WOOFi has a system that adjusts the oracle prices based on trade value. By using oracle manipulation within a low-liquidity environment, it was possible drop the price of the asset to steal funds.

The attacker borrowed 7.7M WOO then sold the WOO into WOOFi. Now, the algorithm for the price incorrectly created an extreme price close to zero. From there, an attacker swapped out 10M WOO for almost nothing in USDC. They did this 3 times in order to make a large profit of about 8.75M.

Instead of using a standard Automated Market Maker (AMM), they used their special sPMM (synthetic proactive market maker). Within their protocol, the error resulted in this going outside of the range to $0.00000009. In theory, a fallback should execute Chainlink but the threshold wasn't reached, resulting in this major issue.

A few things stood out to me and rekt.news. First, going to different chains doesn't come without any risk. Having low liquidity can be an issue for these types of attacks. Second, things that are not battle tested and well audited shouldn't have millisions in them.

Facebook has an extra security mechanism after logging in to ensure the user is valid. This could be a captcha, MFA but is commonly referred to as a chcekpoint. This is implemented within an iframe that is a sandboxed URL.

When implementing this, the outside domain URL is shared with the sandbox URL. Since this could be within some OAuth flow, the code for OAuth could be leaked inside of this iframe. So, if we could communicate with this iframe we could potentially steal oauth codes to takeover accounts.

By chance, the author already had an XSS with the domain www.fbsbx.com. Since the domain is a sandbox, it's actual by design though. On a particular page, it's possible to upload HTML files on this domain.

To steal the URL passed to the iframe we need to have a relation to the two windows. First, we need access to the Facebook checkpoint page. Next, we need a window with the XSS on the Facebook sandbox referenced as well.

To do this, we can open the first window in a new tab from our malicious website. For the second one, we can create an iframe on this page with the sandbox within it.

The iframe for the sandbox and the window with the login code with the page have the same origin. Hence, they are able to read the some of the same information! In particular, the location.href can be stolen to get the code.

The one other complication to this is that we need to force the account into this checkpoint state. So, we can use a login CSRF and a logout CSRF to do the trick. However, if we do this to Facebook directly then we won't get anything out of it. So, the trick is to do this to a OAuth provider, like Gmail.
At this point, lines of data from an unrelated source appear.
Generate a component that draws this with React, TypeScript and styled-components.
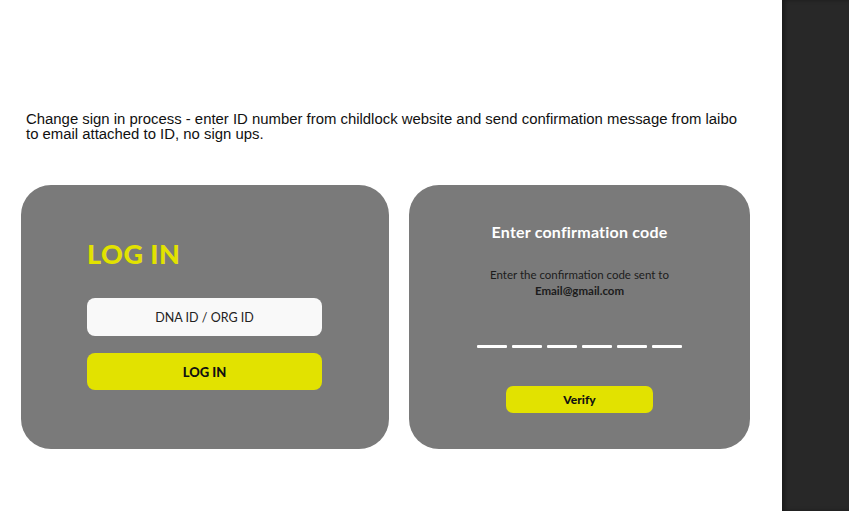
import React from 'react';
import styled, { createGlobalStyle } from 'styled-components';

const GlobalStyle = createGlobalStyle`
  html, body {
    margin: 0;
    padding: 0;
    background: #ffffff;
  }
  #root {
    height: 511px;
  }
`;

const Page = styled.div`
  display: flex;
  width: 849px;
  height: 511px;
  overflow: hidden;
`;

const Sheet = styled.main`
  flex: 0 0 782px;
  background: #ffffff;
  padding: 112px 0 0 21px;
  box-sizing: border-box;
`;

const SidePanel = styled.aside`
  flex: 1;
  background: #282828;
  box-shadow: inset 3px 0 4px rgba(0, 0, 0, 0.35);
`;

const Note = styled.p`
  margin: 0 0 0 5px;
  width: 725px;
  font-family: 'Liberation Sans', Arial, sans-serif;
  font-size: 14.9px;
  line-height: 15px;
  color: #111;
`;

const CardRow = styled.div`
  display: flex;
  gap: 20px;
  margin-top: 43px;
`;

const Card = styled.section<{ $width: number }>`
  width: ${p => p.$width}px;
  height: 264px;
  background: #7a7a7a;
  border-radius: 30px;
  box-sizing: border-box;
  font-family: Lato, 'Open Sans', sans-serif;
`;

const LoginCard = styled(Card)`
  padding: 53px 0 0 66px;
`;

const Heading = styled.h1`
  margin: 0 0 28px;
  font-size: 27px;
  line-height: 32px;
  font-weight: 900;
  color: #e2e200;
  letter-spacing: 0.5px;
`;

const Field = styled.div`
  width: 235px;
  height: 38px;
  border-radius: 8px;
  background: #f9f9f9;
  display: flex;
  align-items: center;
  justify-content: center;
  font-size: 12.5px;
  color: #222;
`;

const YellowButton = styled.button<{ $w: number; $h: number }>`
  display: flex;
  align-items: center;
  justify-content: center;
  width: ${p => p.$w}px;
  height: ${p => p.$h}px;
  border: none;
  border-radius: 8px;
  background: #e2e200;
  color: #111;
  font-family: Lato, 'Open Sans', sans-serif;
  font-weight: 900;
  font-size: 13px;
  padding: 0;
`;

const LoginButton = styled(YellowButton)`
  margin-top: 17px;
`;

const ConfirmCard = styled(Card)`
  display: flex;
  flex-direction: column;
  align-items: center;
  padding-top: 37px;
`;

const ConfirmTitle = styled.h2`
  margin: 0;
  font-size: 16px;
  line-height: 20px;
  font-weight: 700;
  color: #ffffff;
  letter-spacing: 0.2px;
`;

const Hint = styled.p`
  margin: 25px 0 0;
  font-size: 11.5px;
  line-height: 16px;
  color: #1c1c1c;
  text-align: center;
`;

const Email = styled.strong`
  display: block;
  font-weight: 700;
`;

const CodeRow = styled.div`
  display: flex;
  gap: 5px;
  margin-top: 46px;
`;

const Dash = styled.span`
  width: 30px;
  height: 3px;
  background: #ffffff;
  border-radius: 1px;
`;

const VerifyButton = styled(YellowButton)`
  margin-top: 38px;
  border-radius: 7px;
  font-size: 12px;
`;

export default function App() {
  return (
    <Page>
      <GlobalStyle />
      <Sheet>
        <Note>
          Change sign in process - enter ID number from childlock website and send confirmation message from laibo
          to email attached to ID, no sign ups.
        </Note>
        <CardRow>
          <LoginCard $width={368}>
            <Heading>LOG IN</Heading>
            <Field>DNA ID / ORG ID</Field>
            <LoginButton $w={235} $h={37}>LOG IN</LoginButton>
          </LoginCard>
          <ConfirmCard $width={341}>
            <ConfirmTitle>Enter confirmation code</ConfirmTitle>
            <Hint>
              Enter the confirmation code sent to
              <Email>Email@gmail.com</Email>
            </Hint>
            <CodeRow>
              {Array.from({ length: 6 }).map((_, i) => (
                <Dash key={i} />
              ))}
            </CodeRow>
            <VerifyButton $w={147} $h={27}>Verify</VerifyButton>
          </ConfirmCard>
        </CardRow>
      </Sheet>
      <SidePanel />
    </Page>
  );
}
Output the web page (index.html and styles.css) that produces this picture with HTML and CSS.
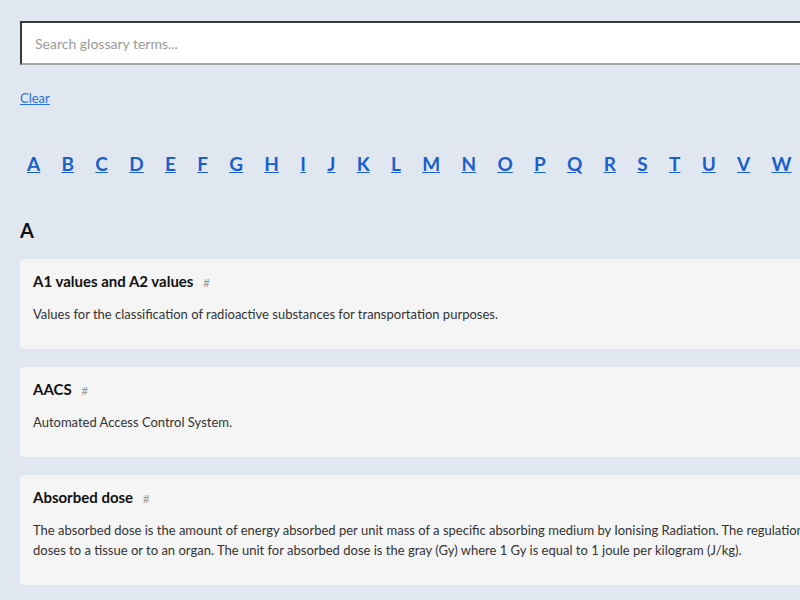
FILE: index.html
```html
<!DOCTYPE html>
<html lang="en">
<head>
<meta charset="utf-8">
<title>Glossary</title>
<link rel="stylesheet" href="styles.css">
</head>
<body>
<div class="page">
  <div class="search">
    <input class="search-input" type="text" placeholder="Search glossary terms...">
  </div>
  <a class="clear" href="#">Clear</a>
  <nav class="letters">
    <a href="#A">A</a><a href="#B">B</a><a href="#C">C</a><a href="#D">D</a><a href="#E">E</a><a href="#F">F</a><a href="#G">G</a><a href="#H">H</a><a href="#I">I</a><a href="#J">J</a><a href="#K">K</a><a href="#L">L</a><a href="#M">M</a><a href="#N">N</a><a href="#O">O</a><a href="#P">P</a><a href="#Q">Q</a><a href="#R">R</a><a href="#S">S</a><a href="#T">T</a><a href="#U">U</a><a href="#V">V</a><a href="#W">W</a><a href="#X">X</a><a href="#Y">Y</a><a href="#Z">Z</a>
  </nav>
  <section class="group" id="A">
    <h2 class="group-title">A</h2>
    <article class="term">
      <h3 class="term-title">A1 values and A2 values <a class="anchor" href="#a1">#</a></h3>
      <p class="term-desc">Values for the classification of radioactive substances for transportation purposes.</p>
    </article>
    <article class="term">
      <h3 class="term-title">AACS <a class="anchor" href="#aacs">#</a></h3>
      <p class="term-desc">Automated Access Control System.</p>
    </article>
    <article class="term">
      <h3 class="term-title">Absorbed dose <a class="anchor" href="#absorbed">#</a></h3>
      <p class="term-desc">The absorbed dose is the amount of energy absorbed per unit mass of a specific absorbing medium by Ionising Radiation. The regulations set limits on absorbed doses to a tissue or to an organ. The unit for absorbed dose is the gray (Gy) where 1 Gy is equal to 1 joule per kilogram (J/kg).</p>
    </article>
  </section>
</div>
</body>
</html>
```
FILE: styles.css
```css
html, body {
  margin: 0;
  padding: 0;
  overflow: hidden;
  background: #e1e7f0;
}
body {
  font-family: Lato, "Liberation Sans", sans-serif;
  color: #222;
}
.page {
  width: 950px;
  padding: 21px 20px 20px;
}
.search {
  display: flex;
}
.search-input {
  flex: 1;
  height: 44px;
  box-sizing: border-box;
  border: 2px solid;
  border-color: #3a3a3a #a0a0a0 #a8a8a8 #3a3a3a;
  background: #fff;
  padding: 0 13px;
  font-family: inherit;
  font-size: 14px;
  color: #222;
}
.search-input::placeholder {
  color: #9a9a9a;
}
.clear {
  display: inline-block;
  margin-top: 25px;
  font-size: 13px;
  line-height: 16px;
  color: #2a6fd8;
}
.letters {
  display: flex;
  gap: 21.3px;
  padding-left: 7px;
  margin-top: 46px;
}
.letters a {
  font-size: 19px;
  font-weight: 700;
  line-height: 24px;
  color: #1a5fcc;
}
.group-title {
  margin: 42px 0 0;
  font-size: 20px;
  line-height: 24px;
  font-weight: 700;
  color: #111;
}
.term {
  background: #f5f5f5;
  border-radius: 4px;
  padding: 12px 13px;
  margin-top: 18px;
}
.group-title + .term {
  margin-top: 17px;
}
.term-title {
  margin: 0;
  font-size: 15px;
  line-height: 20px;
  font-weight: 700;
  color: #111;
}
.anchor {
  margin-left: 6px;
  font-size: 12px;
  line-height: 12px;
  font-weight: 400;
  color: #9a9a9a;
  text-decoration: none;
}
.term-desc {
  margin: 13px 0;
  font-size: 13px;
  line-height: 20px;
  color: #333;
}
```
To perform the attack, do the following steps:

1. Logout CSRF
2. Login CSRF
3. Open up the Gmail OAuth provider with a redirect to Facebook with window.open(). This will redirect to Facebook's checkpoint page with a code in the iframe.
4. Wait a few seconds for all of the interactions to happen.
5. Access the frames information using the XSS to get the Google OAuth code.
6. Start the password recovery process on Facebook.com and connect via Gmail.
7. Use the code and state in order to login to Google.

The deep understanding of client side security of this hacker always amazes me. On top of this, just having an XSS in the pocket was awesome. I wonder if there's a good place to find all of the client side security things? If you see one, please let me know!

SolChat claimed to be an encrypted chat application and audio calls using WebRTC. So, the author decided to take a look at it.

They first took to reviewing the JavaScript code. Since the JS map files were easy to download they could deobfuscate it using sourcemapper. While doing this, they discovered that the encryption/decryption of messages was happening client side with a large coded key!

In particular, these were stored within process.env.REACT_APP_API_URL. Since the client side needs this information, it was exposing the secret information when used there. I'm guessing that the developer didn't understand the difference between frontend and backend.

So, they took some messages off of Solana and decrypted them on the spot. Talk about a horrible blunder! Even after making this only on the server side, it's still bad that a single entity has all of the keys for decrypting all messages.

I love that the author went and verified these claims. People who make bad claims about the security of something need to be exposed in order for the world to be more secure.

In the first two posts they found two vulnerabilities that were already patched in LayerZero. This time, they go through a vulnerability in a different section of code.

When calling an external smart contract, you can specify the amount of gas for the call. When doing this, you can pass in 63/64 of the gas in the call. Why? Because the current smart contract also needs some gas to finish executing! If all the gas was actually passed, there's a chance that the current one would run out of gas. Even with the 63/64 out of gas rule, it's possible to get the 1/64 to be eaten up, which is what this bug will exploit.

LZ has two cross-chain token implementations: ONFT(ERC721) and OFT (ERC20). In the ONFT contract, is implements the specification correctly, including the onERC721Received() function. There is no gas limit on this external call, which means we can eat up a lot of gas.

In the _blockingLzRecieve() function, it will try to store the reason for the revert. However, if we use 63/64 from the other contract (which we can from the onERC721Received() entrypoint) then we will be able to force this to revert which not enough gas.

To freeze an ONFT, a user can bridge a low-value NFT then have a malicious contract there. To unfreeze it, the NFT owner can call forceResumeReceive() to remove the payload from the endpoint. Then, it can be resubmitted for 1.5M gas.

When disclosed to LZ on Immunefi, it was pointed out that all NFT/ONFT payouts were limited to the low range of 1K-10K compared to the 25K-250K range for a high impact normally. The easy way to fix this is to override _safeMint() to pass the remaining gas for the transfer iteration and not 63/64th o f the gas.

The small payout for this bug and the previous 2 bugs being dups really disincentivized further research. To make it worse, it seems that many of the bugs are not fixed within the core contracts, making it very difficult to test issues. On top of this, crosschain things are just difficult to test in general.

The series was an interesting perspective into LayerZero bug bounty program and DoS bugs in weird spots. To me, some of the design decisions, like force removing a bad TX, are interesting for limiting the actual damage on the blockchain. LZ seems to generally have good defense in depth and design features.

Besides this, it seems like LZ has some sketchy fixes and practices for bug bounty. From these readings, I personally wouldn't tackle their bug bounty program for the claimed $15M as it's A) very secure with good design and B) complicated to test with the fixes being all over the place and C) a tad sketch on payouts.